#### Exercise task
Copy each line below in which the string "this" occurs.

Entries taken from a collection:
--- --- ---
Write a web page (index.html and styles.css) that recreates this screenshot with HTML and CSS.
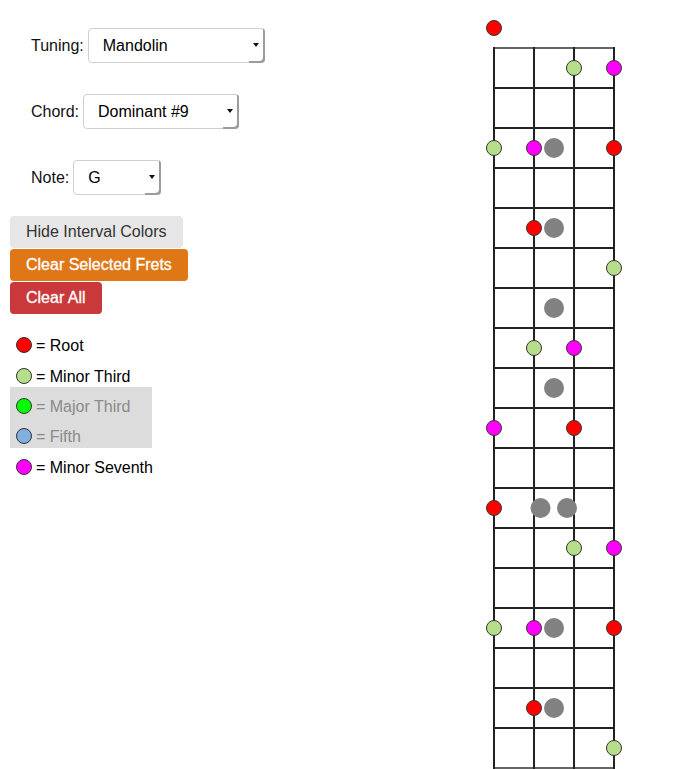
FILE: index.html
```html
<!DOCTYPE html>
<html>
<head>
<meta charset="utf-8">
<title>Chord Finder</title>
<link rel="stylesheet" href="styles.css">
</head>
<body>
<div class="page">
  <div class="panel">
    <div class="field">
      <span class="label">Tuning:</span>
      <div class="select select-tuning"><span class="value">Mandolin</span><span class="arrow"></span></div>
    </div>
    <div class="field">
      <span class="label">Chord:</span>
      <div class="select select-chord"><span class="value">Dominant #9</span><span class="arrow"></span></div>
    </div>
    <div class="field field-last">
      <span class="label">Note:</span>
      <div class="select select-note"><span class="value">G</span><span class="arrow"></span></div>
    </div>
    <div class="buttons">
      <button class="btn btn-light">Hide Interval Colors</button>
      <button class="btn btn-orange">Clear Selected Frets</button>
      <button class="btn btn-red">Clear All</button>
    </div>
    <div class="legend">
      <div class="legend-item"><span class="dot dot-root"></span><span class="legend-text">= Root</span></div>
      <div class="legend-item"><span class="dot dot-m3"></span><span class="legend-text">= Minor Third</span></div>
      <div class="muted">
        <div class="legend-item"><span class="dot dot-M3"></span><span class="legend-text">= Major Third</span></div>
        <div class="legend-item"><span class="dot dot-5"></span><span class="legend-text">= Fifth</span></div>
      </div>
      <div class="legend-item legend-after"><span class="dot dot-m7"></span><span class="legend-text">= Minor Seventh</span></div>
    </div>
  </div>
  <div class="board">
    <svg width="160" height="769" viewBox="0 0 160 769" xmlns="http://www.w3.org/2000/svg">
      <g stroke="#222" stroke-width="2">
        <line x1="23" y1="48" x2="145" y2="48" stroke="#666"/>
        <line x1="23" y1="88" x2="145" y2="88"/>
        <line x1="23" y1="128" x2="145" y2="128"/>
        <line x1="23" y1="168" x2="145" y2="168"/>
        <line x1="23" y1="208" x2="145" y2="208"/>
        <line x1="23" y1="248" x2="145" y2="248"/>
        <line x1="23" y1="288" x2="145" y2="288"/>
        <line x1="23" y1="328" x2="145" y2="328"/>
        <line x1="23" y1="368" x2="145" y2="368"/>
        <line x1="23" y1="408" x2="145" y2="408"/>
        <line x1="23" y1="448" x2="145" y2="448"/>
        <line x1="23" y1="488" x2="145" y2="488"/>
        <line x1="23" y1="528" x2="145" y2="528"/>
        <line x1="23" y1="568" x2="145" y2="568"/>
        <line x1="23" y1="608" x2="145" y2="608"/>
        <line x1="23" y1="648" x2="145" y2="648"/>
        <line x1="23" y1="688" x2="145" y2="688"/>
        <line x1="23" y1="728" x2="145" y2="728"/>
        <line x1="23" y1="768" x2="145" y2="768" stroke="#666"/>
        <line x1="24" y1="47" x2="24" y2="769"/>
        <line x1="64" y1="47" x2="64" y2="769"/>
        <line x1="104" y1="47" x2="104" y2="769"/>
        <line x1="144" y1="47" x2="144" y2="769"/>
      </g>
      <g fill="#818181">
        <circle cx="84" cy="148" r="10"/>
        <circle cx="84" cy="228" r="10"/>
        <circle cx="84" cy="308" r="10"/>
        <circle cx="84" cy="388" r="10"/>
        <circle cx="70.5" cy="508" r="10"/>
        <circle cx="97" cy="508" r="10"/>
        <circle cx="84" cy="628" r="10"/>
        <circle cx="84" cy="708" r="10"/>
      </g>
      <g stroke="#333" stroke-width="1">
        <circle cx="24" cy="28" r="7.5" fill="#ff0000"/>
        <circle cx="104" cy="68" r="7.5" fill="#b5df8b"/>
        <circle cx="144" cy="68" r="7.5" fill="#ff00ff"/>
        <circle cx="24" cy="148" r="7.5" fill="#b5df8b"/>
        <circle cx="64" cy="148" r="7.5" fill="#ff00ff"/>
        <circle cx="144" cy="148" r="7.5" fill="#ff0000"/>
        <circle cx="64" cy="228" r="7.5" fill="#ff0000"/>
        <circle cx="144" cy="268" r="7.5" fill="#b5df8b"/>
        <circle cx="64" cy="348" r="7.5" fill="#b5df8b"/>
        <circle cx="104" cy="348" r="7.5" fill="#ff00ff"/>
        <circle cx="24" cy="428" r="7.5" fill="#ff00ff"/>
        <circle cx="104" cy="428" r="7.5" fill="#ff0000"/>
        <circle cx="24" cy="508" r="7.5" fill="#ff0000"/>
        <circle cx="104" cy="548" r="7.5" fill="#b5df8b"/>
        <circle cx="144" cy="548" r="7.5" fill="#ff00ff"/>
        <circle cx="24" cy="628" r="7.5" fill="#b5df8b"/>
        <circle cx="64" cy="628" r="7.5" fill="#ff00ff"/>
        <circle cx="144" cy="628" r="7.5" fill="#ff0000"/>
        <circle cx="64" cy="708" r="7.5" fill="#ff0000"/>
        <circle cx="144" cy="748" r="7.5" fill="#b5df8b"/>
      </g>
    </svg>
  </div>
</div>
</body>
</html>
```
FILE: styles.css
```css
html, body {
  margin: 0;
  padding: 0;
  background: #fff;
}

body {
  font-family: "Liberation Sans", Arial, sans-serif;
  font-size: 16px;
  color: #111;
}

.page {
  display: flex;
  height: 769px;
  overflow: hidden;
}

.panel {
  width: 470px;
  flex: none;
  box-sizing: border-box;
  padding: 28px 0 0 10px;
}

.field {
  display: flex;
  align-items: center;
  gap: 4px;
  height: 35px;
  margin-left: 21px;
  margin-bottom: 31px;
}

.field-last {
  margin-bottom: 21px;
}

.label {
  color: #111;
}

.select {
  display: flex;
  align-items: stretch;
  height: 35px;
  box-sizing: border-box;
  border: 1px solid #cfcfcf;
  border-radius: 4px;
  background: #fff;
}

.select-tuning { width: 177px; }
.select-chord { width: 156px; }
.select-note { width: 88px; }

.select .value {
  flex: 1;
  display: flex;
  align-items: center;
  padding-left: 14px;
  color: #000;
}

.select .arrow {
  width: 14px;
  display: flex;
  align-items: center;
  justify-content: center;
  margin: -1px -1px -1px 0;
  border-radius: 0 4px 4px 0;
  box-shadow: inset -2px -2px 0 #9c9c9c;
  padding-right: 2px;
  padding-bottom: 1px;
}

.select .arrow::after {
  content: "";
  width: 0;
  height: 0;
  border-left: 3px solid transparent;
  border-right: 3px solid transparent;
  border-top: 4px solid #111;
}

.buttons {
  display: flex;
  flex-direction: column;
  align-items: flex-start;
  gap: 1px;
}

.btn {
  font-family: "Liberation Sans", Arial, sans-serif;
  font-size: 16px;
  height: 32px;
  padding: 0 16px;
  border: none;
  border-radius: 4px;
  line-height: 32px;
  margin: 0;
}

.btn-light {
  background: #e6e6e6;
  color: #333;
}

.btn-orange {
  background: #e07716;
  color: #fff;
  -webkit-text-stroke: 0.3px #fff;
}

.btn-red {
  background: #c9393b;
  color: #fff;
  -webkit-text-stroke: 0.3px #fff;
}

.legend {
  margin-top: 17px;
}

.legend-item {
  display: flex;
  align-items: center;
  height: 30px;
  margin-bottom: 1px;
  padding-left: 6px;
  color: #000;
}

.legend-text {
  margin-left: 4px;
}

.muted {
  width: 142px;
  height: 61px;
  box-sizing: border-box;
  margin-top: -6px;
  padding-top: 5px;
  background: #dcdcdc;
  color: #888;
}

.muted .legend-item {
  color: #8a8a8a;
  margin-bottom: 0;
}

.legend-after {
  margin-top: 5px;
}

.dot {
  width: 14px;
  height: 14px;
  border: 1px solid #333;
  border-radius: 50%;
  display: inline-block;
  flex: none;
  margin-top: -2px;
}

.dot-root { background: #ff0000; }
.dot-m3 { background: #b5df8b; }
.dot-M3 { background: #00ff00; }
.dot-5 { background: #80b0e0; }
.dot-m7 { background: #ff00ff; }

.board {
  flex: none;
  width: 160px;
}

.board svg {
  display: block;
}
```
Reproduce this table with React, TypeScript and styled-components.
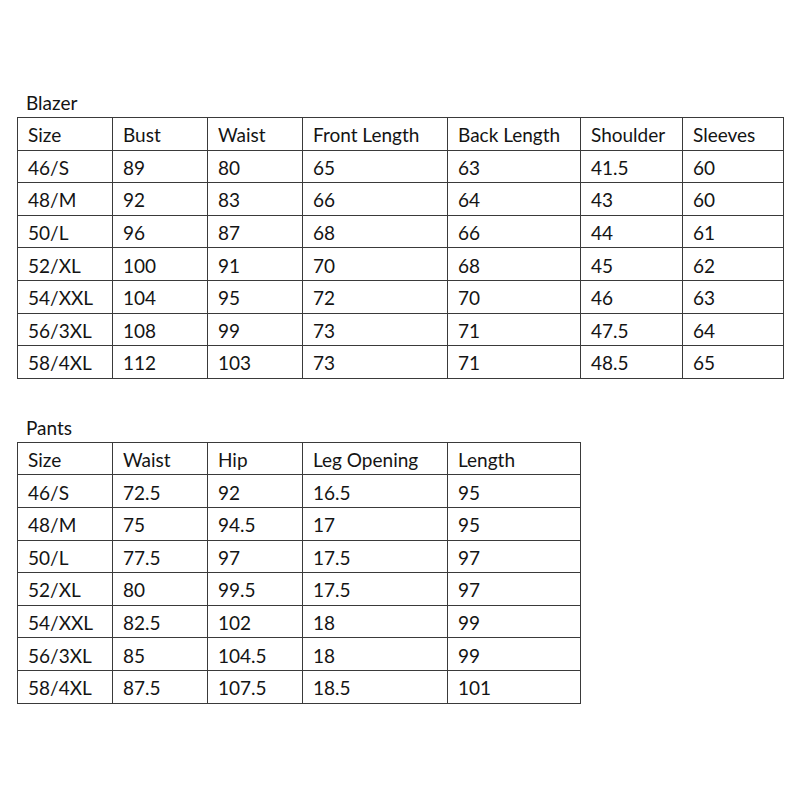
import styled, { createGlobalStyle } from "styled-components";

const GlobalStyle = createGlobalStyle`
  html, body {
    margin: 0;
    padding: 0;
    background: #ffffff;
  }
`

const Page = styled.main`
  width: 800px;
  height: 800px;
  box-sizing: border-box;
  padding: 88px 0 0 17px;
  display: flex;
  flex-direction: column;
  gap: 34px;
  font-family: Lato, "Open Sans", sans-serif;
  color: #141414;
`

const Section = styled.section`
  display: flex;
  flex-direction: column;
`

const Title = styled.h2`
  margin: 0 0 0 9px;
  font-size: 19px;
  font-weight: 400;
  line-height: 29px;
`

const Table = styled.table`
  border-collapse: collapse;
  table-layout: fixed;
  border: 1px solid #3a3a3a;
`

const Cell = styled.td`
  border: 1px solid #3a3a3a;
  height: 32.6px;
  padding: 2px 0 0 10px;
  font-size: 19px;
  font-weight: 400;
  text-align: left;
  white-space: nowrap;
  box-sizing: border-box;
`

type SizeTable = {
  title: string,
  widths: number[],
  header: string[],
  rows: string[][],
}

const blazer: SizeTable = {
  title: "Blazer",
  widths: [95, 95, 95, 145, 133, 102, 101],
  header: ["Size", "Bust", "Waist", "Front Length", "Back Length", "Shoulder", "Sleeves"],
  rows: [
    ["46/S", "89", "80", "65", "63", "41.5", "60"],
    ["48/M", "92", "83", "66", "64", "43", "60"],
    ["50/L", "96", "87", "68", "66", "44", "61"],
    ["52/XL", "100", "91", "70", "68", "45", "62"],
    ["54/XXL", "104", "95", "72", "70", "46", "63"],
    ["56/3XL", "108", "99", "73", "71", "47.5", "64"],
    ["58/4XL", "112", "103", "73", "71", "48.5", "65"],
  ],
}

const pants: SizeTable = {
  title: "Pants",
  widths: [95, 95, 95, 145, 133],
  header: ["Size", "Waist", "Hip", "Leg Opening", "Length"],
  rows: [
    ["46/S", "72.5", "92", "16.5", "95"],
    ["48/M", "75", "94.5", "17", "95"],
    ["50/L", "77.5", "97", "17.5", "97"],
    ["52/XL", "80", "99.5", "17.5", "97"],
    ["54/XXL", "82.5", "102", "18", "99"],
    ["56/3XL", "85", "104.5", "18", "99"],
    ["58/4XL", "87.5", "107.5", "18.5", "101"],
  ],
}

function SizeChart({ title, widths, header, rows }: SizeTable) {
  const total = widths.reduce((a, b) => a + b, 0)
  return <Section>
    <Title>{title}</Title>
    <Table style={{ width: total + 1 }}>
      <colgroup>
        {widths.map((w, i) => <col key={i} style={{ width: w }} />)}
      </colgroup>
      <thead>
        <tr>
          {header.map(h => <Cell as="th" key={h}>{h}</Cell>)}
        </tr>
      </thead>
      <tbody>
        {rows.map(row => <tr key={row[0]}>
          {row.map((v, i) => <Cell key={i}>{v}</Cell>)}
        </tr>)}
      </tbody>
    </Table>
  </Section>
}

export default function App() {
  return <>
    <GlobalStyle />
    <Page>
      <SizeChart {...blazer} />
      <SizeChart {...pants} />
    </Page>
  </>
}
--- --- ---
#### Exercise solution
Write a web page (index.html and styles.css) that recreates this screenshot with HTML and CSS.
Reproduce this table with React, TypeScript and styled-components.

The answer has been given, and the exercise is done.